■ What you should do ■
Read the listing and extract each line that includes the word "styles".

■ Given data ■
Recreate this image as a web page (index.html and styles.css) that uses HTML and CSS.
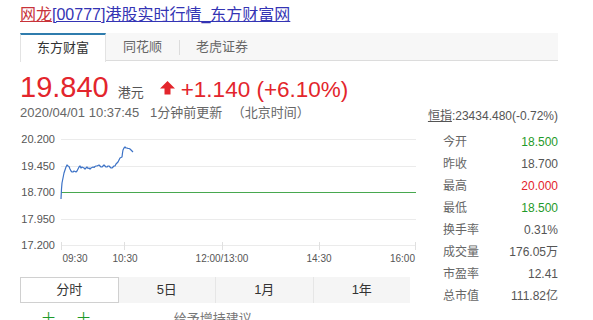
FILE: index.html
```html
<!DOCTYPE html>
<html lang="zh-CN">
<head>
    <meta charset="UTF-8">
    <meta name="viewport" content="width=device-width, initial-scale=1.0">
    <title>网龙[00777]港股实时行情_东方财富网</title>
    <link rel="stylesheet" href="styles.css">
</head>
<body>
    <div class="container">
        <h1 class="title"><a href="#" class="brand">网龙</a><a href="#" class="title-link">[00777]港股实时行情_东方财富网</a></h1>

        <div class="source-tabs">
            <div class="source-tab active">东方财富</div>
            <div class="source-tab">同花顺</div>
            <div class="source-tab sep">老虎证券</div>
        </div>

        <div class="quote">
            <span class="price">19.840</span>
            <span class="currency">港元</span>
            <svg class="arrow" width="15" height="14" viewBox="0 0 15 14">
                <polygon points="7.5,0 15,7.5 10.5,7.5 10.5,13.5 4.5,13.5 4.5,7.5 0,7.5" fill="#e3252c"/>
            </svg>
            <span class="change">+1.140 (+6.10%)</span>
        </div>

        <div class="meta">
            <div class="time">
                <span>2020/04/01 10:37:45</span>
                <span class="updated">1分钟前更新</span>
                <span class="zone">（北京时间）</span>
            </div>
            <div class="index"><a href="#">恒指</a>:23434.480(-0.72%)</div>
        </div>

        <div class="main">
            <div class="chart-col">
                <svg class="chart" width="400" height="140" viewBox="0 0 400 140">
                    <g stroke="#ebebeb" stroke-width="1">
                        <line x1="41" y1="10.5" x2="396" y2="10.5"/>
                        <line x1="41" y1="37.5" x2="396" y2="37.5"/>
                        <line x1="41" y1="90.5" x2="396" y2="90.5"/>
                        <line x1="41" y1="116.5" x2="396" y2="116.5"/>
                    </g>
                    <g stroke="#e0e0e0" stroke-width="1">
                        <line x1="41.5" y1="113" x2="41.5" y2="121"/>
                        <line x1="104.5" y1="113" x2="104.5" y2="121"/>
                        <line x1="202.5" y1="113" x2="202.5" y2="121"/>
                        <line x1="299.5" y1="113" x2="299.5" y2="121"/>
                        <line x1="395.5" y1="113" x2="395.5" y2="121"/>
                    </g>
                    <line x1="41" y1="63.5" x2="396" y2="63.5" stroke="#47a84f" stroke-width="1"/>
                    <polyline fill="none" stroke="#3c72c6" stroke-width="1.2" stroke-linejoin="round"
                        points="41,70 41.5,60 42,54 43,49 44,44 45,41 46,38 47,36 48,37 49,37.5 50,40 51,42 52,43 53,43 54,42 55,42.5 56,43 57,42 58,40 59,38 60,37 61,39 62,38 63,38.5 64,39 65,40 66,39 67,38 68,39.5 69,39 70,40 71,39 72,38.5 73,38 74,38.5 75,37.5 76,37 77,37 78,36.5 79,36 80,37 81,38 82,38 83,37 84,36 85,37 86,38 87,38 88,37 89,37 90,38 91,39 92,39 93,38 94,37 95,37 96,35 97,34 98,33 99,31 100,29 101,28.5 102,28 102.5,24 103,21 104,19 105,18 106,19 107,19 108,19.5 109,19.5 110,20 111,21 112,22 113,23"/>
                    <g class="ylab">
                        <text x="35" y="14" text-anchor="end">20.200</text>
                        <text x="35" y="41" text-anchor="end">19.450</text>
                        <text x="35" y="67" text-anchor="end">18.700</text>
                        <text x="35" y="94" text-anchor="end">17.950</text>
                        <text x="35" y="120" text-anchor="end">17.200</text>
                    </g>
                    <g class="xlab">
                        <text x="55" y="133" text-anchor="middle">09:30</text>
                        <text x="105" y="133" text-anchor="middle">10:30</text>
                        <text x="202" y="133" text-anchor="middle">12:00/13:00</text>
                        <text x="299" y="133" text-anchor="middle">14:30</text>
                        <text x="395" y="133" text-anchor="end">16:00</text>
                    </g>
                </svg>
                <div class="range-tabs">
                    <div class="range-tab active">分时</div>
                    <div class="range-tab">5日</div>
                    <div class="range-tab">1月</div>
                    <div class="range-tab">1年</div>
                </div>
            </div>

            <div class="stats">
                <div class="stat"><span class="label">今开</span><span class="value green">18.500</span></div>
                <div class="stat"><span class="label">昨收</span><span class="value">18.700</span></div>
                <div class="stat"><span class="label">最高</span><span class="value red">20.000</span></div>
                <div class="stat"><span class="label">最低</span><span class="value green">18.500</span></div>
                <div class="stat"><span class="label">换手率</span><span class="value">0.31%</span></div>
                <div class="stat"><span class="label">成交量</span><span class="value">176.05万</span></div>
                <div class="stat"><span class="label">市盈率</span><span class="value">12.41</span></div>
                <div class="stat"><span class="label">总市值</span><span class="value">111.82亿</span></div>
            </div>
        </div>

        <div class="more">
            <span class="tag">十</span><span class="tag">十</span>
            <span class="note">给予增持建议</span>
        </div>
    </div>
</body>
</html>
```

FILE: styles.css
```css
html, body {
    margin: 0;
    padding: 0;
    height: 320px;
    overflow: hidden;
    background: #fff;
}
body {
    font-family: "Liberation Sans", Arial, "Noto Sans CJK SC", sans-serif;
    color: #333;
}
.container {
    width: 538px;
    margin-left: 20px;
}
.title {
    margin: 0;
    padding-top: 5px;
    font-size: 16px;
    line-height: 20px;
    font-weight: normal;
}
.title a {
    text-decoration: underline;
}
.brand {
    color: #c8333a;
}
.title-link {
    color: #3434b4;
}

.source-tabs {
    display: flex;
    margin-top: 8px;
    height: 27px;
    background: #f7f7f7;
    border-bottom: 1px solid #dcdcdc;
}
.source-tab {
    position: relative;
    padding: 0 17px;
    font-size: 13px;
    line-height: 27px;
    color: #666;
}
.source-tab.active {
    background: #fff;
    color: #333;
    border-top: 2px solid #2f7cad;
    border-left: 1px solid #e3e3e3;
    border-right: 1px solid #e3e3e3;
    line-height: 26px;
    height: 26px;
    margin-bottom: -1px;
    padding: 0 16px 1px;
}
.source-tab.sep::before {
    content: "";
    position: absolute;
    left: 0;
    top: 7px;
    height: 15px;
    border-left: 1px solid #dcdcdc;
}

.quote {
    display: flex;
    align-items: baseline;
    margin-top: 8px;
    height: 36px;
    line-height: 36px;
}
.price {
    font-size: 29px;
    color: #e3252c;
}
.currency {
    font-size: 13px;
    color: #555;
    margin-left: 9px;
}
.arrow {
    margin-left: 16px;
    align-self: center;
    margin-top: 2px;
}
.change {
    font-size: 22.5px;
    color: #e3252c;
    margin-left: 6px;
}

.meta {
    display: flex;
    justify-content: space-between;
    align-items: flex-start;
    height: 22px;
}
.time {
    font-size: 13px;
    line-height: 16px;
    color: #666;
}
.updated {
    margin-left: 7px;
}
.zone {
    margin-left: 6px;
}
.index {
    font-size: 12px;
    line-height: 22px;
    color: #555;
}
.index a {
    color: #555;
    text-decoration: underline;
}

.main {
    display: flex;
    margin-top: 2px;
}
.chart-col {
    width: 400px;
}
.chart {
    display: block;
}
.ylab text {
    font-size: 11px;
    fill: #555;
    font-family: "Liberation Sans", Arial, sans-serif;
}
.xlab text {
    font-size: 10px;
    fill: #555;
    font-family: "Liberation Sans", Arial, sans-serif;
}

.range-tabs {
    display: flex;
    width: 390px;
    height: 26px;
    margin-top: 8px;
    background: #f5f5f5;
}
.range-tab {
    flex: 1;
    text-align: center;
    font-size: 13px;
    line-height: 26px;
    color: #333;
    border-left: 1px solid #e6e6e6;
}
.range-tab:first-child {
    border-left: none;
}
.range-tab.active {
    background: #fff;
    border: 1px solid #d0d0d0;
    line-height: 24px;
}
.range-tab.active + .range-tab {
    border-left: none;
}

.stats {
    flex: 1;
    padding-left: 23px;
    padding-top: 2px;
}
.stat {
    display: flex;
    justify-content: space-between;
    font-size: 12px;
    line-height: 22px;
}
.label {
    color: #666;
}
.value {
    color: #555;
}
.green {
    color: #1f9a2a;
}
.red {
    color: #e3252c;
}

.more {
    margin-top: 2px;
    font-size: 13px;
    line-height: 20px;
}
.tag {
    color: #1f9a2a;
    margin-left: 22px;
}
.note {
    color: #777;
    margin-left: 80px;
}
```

■ Correct answer ■
Recreate this image as a web page (index.html and styles.css) that uses HTML and CSS.
    <link rel="stylesheet" href="styles.css">
FILE: styles.css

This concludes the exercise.